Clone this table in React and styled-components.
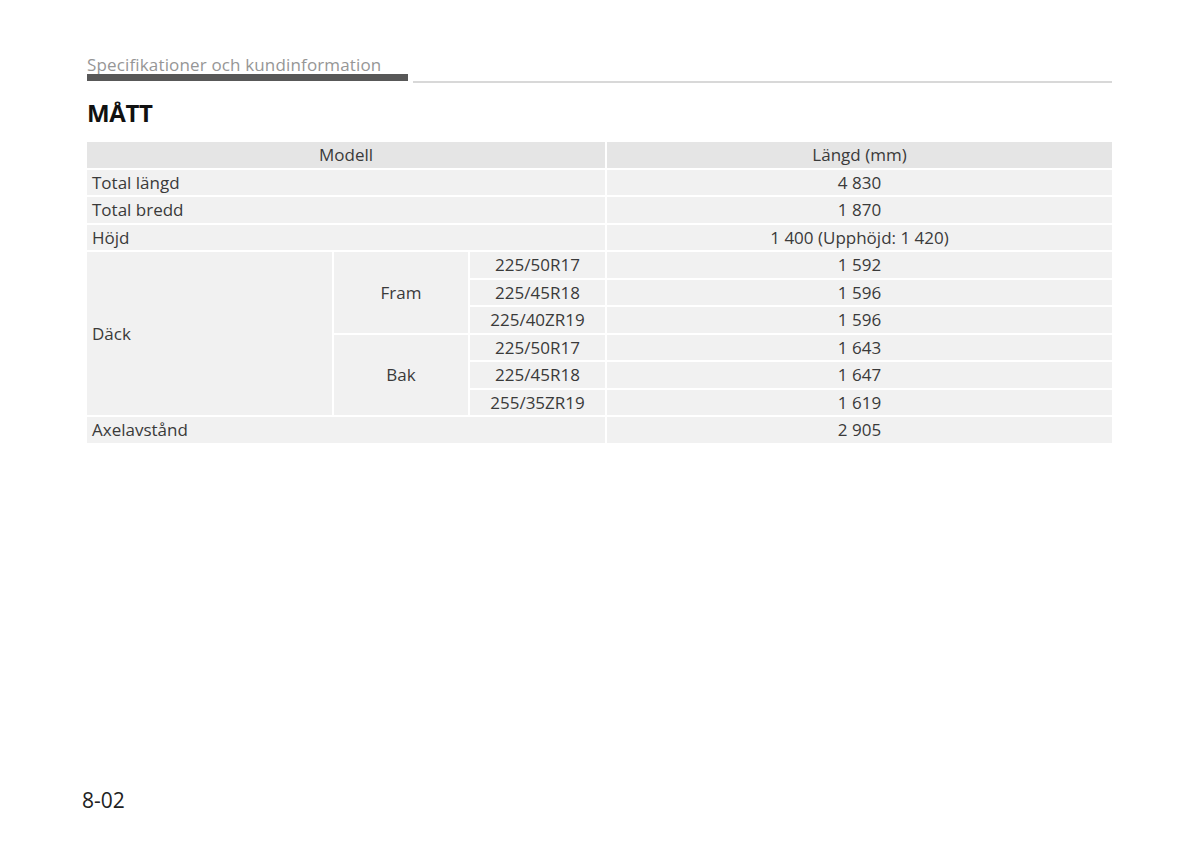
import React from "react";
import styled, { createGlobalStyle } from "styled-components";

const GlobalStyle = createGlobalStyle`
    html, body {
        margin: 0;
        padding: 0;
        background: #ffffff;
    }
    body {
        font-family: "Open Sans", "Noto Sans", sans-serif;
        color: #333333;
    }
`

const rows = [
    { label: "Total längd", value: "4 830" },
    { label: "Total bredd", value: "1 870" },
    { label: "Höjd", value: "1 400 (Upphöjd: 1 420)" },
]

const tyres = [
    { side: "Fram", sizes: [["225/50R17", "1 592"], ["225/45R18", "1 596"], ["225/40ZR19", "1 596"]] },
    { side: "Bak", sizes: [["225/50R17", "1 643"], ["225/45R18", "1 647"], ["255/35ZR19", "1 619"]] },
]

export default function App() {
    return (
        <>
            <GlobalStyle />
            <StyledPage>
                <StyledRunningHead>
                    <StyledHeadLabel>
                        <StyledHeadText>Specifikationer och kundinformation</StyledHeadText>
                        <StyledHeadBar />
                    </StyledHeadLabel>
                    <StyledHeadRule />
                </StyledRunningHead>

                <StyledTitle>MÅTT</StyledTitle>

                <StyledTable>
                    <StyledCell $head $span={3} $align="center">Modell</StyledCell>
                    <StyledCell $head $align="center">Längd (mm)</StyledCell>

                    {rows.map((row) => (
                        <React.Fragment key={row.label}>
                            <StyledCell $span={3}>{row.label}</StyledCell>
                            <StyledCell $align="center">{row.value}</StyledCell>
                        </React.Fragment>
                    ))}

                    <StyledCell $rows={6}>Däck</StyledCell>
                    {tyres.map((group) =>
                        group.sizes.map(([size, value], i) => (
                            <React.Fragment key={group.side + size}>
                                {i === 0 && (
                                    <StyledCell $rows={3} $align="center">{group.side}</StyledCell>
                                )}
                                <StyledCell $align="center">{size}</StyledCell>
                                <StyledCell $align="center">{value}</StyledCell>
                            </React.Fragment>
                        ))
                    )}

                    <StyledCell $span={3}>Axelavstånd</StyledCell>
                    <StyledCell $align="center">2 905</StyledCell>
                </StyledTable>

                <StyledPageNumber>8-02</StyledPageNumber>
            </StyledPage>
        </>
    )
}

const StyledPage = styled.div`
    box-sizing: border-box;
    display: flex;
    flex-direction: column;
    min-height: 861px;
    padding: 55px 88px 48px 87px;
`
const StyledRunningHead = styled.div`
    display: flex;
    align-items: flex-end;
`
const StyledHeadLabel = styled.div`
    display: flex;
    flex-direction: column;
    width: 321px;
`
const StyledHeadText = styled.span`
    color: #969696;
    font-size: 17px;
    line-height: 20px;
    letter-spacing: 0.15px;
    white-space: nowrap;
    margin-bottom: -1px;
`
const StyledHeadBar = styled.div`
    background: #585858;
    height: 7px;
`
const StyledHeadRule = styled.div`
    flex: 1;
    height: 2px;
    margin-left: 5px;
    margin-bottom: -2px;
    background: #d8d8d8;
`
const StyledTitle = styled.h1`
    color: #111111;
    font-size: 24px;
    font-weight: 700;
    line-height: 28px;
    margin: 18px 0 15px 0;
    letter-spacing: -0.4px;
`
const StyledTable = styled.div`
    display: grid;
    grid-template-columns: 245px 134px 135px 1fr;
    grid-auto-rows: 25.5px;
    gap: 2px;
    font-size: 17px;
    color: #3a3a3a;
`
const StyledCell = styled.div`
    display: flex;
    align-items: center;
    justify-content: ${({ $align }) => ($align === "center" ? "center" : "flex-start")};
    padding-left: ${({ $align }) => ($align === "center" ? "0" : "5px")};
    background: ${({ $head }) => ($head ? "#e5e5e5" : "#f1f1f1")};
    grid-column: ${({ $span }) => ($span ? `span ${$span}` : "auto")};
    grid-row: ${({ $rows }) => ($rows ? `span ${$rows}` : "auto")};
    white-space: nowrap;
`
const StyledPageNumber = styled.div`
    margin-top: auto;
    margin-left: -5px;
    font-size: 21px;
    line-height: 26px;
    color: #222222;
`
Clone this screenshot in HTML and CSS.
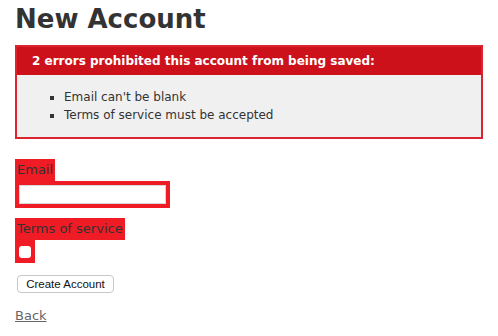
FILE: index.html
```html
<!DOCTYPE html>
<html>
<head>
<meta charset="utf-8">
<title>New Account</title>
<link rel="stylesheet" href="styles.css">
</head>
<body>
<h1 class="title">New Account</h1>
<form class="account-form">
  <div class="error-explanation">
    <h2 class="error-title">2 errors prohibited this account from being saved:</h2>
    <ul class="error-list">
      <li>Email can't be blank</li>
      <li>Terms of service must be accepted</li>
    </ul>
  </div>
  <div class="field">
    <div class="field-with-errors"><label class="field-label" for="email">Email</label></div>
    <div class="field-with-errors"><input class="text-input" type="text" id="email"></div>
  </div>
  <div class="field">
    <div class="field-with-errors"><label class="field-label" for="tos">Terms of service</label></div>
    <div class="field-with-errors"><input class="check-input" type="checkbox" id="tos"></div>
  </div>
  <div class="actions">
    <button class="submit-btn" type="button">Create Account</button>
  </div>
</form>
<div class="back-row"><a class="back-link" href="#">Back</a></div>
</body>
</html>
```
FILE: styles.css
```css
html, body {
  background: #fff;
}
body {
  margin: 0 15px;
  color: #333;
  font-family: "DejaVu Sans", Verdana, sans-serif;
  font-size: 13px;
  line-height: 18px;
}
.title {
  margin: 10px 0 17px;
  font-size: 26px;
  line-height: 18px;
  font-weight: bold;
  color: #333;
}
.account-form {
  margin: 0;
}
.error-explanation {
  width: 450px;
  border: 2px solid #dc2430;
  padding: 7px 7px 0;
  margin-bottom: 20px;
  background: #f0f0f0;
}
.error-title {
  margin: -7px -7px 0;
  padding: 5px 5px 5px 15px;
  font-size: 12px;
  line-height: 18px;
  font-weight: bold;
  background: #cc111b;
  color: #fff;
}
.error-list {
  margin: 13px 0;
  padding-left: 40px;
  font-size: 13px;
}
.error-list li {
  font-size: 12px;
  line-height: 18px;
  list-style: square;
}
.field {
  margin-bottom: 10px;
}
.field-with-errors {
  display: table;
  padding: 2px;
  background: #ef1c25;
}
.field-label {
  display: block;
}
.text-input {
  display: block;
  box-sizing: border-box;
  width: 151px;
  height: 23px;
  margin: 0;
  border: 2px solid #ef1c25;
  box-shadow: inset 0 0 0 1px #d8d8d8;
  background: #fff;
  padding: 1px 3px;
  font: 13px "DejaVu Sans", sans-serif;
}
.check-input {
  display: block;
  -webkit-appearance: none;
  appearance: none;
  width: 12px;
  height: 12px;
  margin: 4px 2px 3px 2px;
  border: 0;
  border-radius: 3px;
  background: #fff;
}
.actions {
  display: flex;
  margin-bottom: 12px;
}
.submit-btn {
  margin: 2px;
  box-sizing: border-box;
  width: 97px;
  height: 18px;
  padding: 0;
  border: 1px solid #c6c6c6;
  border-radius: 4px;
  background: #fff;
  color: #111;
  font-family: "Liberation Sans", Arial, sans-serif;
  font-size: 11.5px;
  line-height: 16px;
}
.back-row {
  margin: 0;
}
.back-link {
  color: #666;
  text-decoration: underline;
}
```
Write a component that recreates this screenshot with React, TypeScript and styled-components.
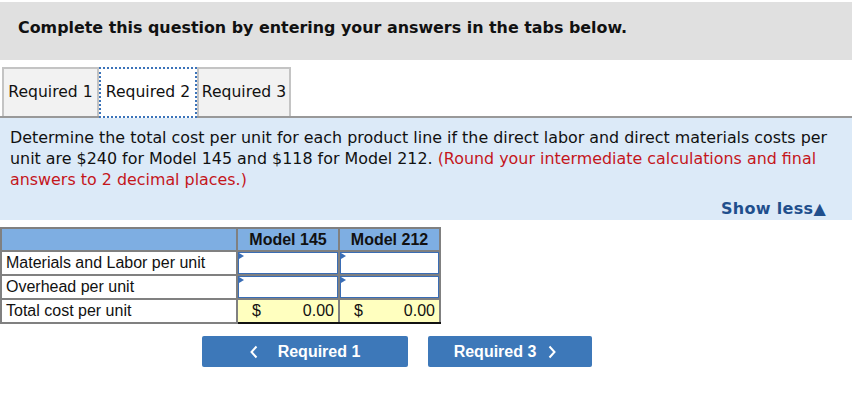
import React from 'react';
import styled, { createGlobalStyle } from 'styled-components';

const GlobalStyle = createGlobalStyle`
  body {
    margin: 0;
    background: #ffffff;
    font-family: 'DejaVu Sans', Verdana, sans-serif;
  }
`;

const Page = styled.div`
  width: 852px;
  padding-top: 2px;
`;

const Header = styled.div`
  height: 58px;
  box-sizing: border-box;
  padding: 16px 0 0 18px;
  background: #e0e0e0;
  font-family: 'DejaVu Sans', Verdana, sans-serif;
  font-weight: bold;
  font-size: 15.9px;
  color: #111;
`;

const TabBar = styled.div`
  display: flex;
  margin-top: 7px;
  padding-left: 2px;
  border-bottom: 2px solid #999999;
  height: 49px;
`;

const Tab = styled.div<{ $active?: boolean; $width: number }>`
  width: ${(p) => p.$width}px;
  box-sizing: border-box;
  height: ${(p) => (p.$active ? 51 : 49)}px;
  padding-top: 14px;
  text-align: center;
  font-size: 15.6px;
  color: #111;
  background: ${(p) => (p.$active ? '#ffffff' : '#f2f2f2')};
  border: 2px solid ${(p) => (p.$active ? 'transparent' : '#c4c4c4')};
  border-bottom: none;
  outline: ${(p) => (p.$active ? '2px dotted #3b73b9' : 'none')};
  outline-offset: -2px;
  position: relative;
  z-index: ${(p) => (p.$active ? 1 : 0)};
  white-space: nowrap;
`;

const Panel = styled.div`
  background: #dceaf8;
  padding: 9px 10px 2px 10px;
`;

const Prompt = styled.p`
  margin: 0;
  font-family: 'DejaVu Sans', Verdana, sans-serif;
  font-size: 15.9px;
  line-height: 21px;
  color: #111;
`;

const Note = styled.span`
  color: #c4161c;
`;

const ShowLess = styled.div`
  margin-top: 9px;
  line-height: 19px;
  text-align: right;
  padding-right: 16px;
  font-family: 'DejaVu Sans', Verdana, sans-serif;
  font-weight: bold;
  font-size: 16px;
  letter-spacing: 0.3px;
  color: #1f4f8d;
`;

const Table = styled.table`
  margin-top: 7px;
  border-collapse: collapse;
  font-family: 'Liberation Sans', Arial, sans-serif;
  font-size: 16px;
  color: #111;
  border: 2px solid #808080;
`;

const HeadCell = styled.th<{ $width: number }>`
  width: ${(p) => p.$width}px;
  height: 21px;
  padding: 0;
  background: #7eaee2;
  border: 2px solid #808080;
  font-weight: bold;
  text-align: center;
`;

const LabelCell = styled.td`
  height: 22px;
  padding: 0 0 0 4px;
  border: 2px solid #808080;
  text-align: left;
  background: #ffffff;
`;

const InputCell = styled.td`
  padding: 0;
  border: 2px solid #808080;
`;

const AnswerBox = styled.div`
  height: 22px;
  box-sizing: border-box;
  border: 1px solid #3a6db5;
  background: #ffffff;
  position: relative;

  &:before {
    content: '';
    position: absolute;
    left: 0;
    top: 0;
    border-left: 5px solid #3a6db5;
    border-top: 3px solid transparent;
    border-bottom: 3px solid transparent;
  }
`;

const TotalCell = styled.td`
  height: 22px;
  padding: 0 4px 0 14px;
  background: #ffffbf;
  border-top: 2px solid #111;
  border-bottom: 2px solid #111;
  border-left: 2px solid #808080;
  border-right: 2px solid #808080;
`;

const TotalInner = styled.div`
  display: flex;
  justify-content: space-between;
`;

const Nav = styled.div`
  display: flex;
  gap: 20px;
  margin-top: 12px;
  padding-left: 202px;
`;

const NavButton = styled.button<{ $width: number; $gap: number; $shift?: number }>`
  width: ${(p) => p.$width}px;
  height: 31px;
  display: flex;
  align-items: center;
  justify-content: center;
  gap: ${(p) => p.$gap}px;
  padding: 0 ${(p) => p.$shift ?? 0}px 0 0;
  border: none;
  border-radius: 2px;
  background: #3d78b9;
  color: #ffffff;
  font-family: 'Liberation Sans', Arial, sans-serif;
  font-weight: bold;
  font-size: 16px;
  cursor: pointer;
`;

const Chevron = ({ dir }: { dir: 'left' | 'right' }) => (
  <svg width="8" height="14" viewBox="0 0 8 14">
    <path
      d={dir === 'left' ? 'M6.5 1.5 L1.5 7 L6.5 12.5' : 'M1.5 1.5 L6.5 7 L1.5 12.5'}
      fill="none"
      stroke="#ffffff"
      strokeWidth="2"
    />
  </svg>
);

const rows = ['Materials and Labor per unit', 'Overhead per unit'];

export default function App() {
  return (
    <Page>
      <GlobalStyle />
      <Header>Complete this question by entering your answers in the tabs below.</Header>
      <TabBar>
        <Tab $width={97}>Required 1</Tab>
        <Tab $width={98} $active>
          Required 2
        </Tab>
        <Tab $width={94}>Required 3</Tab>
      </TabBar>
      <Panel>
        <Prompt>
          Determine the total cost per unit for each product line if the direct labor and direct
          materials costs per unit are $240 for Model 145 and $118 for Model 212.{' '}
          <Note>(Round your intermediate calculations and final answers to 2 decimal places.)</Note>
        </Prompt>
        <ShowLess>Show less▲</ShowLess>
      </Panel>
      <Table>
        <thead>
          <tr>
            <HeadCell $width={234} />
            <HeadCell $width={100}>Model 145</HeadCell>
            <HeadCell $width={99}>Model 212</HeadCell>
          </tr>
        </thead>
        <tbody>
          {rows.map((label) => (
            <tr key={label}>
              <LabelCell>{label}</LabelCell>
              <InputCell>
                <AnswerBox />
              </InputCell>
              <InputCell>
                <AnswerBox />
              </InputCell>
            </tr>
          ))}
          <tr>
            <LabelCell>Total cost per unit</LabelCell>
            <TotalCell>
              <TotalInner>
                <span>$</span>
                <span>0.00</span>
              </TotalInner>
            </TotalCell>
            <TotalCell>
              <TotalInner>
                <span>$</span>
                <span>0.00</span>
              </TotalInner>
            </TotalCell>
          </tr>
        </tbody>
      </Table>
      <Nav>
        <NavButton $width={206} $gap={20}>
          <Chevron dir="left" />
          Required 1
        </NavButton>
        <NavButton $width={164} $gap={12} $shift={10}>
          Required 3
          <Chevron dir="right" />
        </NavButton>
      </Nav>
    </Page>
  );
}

* * *

* Written request: Identify the lines that contain the string "with", and copy every one of them.

* Reply to the task:
    <div class="field-with-errors"><label class="field-label" for="email">Email</label></div>
    <div class="field-with-errors"><input class="text-input" type="text" id="email"></div>
    <div class="field-with-errors"><label class="field-label" for="tos">Terms of service</label></div>
    <div class="field-with-errors"><input class="check-input" type="checkbox" id="tos"></div>
.field-with-errors {
Write a component that recreates this screenshot with React, TypeScript and styled-components.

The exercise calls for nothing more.